We describe our aim to create a zero-error system in our pediatric ambulatory surgery center by employing effective teamwork and aviation-style challenge and response ‘flow checklists’ at key stages of the patient surgical journey. These are used in addition to the existing World Health Organization Surgical Safety Checklists (Ann Surg, 255, 2012 and 44).

Background:

Bellevue Surgery Center is a freestanding ambulatory surgery center affiliated with Seattle Children's Hospital, WA, USA. Approximately three thousand ambulatory surgeries are performed each year across a variety of surgical disciplines.

Methods:

Key points in the patient surgical journey were identified as high risk (different time points from the WHO safer surgery checklists). These were moments when the team, patient, and equipment have to been reconfigured to maximize patient safety. These points were departure from induction room, arrival in the operating room, departure from operating room, and arrival in the postanesthesia care unit. Traditionally, the anesthesiologist has memorized a list of ‘do-not-forget items’ for each of these stages. We recognized the potential for error to occur if the process was solely the responsibility of one individual and their memory. So we created ‘flow checklists’ executed by the team at every one of these high-risk points. We adopted a challenge and response system for these flow checklists as this is a tried and tested system widely used in aviation for critical tasks such as configuring an aircraft pretakeoff and prelanding.

Results:

A staff survey with a 72% response rate (n = 29) showed that the team valued the checklists and thought they contributed to patient safety.

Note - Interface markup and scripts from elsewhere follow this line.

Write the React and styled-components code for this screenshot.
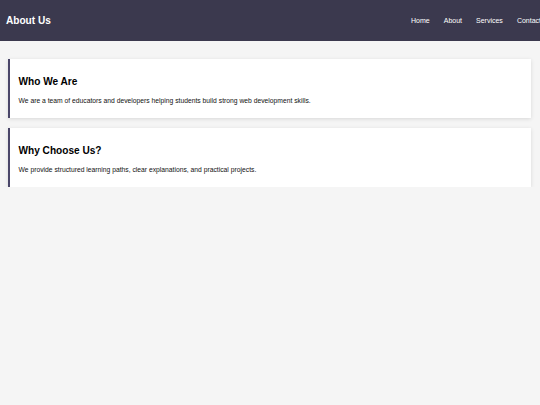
import React from "react";
import styled, { createGlobalStyle } from "styled-components";

const GlobalStyle = createGlobalStyle`
  html, body {
    margin: 0;
    padding: 0;
    background: #f5f5f5;
    font-family: "Liberation Sans", Arial, sans-serif;
    overflow: hidden;
  }
`;

const Header = styled.header`
  display: flex;
  align-items: center;
  justify-content: space-between;
  height: 41px;
  padding: 0 0 0 6px;
  background: #3b394e;
  color: #fff;
`;

const Title = styled.h1`
  margin: 0;
  font-size: 10.1px;
  font-weight: 700;
`;

const Nav = styled.nav`
  display: flex;
  gap: 14px;
  margin-right: -1px;
  flex-shrink: 0;
`;

const NavLink = styled.a`
  color: #fff;
  text-decoration: none;
  font-size: 7px;
`;

const Main = styled.main`
  display: flex;
  flex-direction: column;
  gap: 10px;
  padding: 18px 9px 0 8px;
`;

const Card = styled.section`
  background: #fff;
  border-left: 2.5px solid #4a4669;
  padding: 17px 8.5px 14px;
  box-shadow: 0 1px 4px rgba(0, 0, 0, 0.12);
`;

const Heading = styled.h2`
  margin: 0 0 10px;
  font-size: 10.1px;
  font-weight: 700;
  color: #000;
`;

const Text = styled.p`
  margin: 0;
  font-size: 6.75px;
  color: #111;
`;

const sections = [
  {
    title: "Who We Are",
    text: "We are a team of educators and developers helping students build strong web development skills.",
  },
  {
    title: "Why Choose Us?",
    text: "We provide structured learning paths, clear explanations, and practical projects.",
  },
];

const App = () => (
  <>
    <GlobalStyle />
    <Header>
      <Title>About Us</Title>
      <Nav>
        {["Home", "About", "Services", "Contact"].map((item) => (
          <NavLink key={item} href="#">
            {item}
          </NavLink>
        ))}
      </Nav>
    </Header>
    <Main>
      {sections.map((s) => (
        <Card key={s.title}>
          <Heading>{s.title}</Heading>
          <Text>{s.text}</Text>
        </Card>
      ))}
    </Main>
  </>
);

export default App;
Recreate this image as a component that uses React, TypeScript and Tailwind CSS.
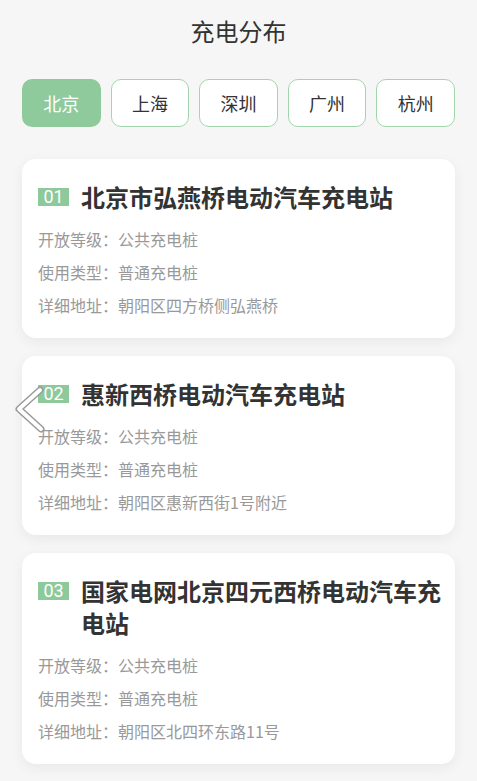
import React from "react";

interface Station {
  id: string;
  name: string;
  level: string;
  kind: string;
  address: string;
}

const cities = ["北京", "上海", "深圳", "广州", "杭州"];

const stations: Station[] = [
  { id: "01", name: "北京市弘燕桥电动汽车充电站", level: "公共充电桩", kind: "普通充电桩", address: "朝阳区四方桥侧弘燕桥" },
  { id: "02", name: "惠新西桥电动汽车充电站", level: "公共充电桩", kind: "普通充电桩", address: "朝阳区惠新西街1号附近" },
  { id: "03", name: "国家电网北京四元西桥电动汽车充电站", level: "公共充电桩", kind: "普通充电桩", address: "朝阳区北四环东路11号" },
];

const font = { fontFamily: '"Noto Sans CJK SC", "Noto Sans", sans-serif' };

const App = () => {
  return (
    <div className="relative min-h-[781px] bg-[#f6f6f6] pt-[15px] pb-4 px-[22px]" style={font}>
      <h1 className="text-center text-[24px] leading-[32px] text-[#333]">充电分布</h1>

      <div className="mt-[32px] flex gap-[10px]">
        {cities.map((city, i) => (
          <div
            key={city}
            className={
              i === 0
                ? "w-[79px] h-[48px] flex items-center justify-center rounded-[10px] bg-[#8fca9c] text-white text-[18px]"
                : "w-[79px] h-[48px] flex items-center justify-center rounded-[10px] bg-white border-[1.5px] border-[#a3d5ad] text-[#333] text-[18px]"
            }
          >
            {city}
          </div>
        ))}
      </div>

      <div className="mt-[32px] flex flex-col gap-[18px]">
        {stations.map((s) => (
          <div key={s.id} className="bg-white rounded-[14px] shadow-[0_4px_14px_rgba(0,0,0,0.06)] pt-[22px] pb-[16px] pl-[16px] pr-[14px]">
            <div className="flex items-start gap-[12px]">
              <span className="mt-[7px] shrink-0 w-[31px] h-[18px] flex items-center justify-center bg-[#8dc99b] text-white text-[18px] leading-none" style={{ fontFamily: '"Roboto", sans-serif' }}>
                {s.id}
              </span>
              <h2 className="text-[24px] leading-[32px] font-bold text-[#333]">{s.name}</h2>
            </div>
            <div className="mt-[10px] text-[16px] leading-[33px] text-[#999]">
              <p>开放等级：{s.level}</p>
              <p>使用类型：{s.kind}</p>
              <p>详细地址：{s.address}</p>
            </div>
          </div>
        ))}
      </div>

      {/* back-swipe chevron */}
      <svg className="absolute left-[12px] top-[384px]" width="36" height="52" viewBox="0 0 36 52">
        <polyline points="28,6 7,25 29,45" fill="none" stroke="#9a9a9a" strokeWidth="7" strokeLinecap="round" strokeLinejoin="round" />
        <polyline points="28,6 7,25 29,45" fill="none" stroke="#fff" strokeWidth="4" strokeLinecap="round" strokeLinejoin="round" />
      </svg>
    </div>
  );
};

export default App;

To date, we have had zero incidence of omitting any of the 24 items listed on the four flow checklists.

Conclusions:

We have created a reproducible model of care involving multiple checklists at high-risk points in the patient surgical journey. The model is reliable and has a high degree of staff engagement. It promotes patient safety by ensuring the patient, team and equipment are correctly configured at every key transition stage in the surgical journey. We have been able to achieve this with no measurable increase in turnover times or reduction in operating room efficiency.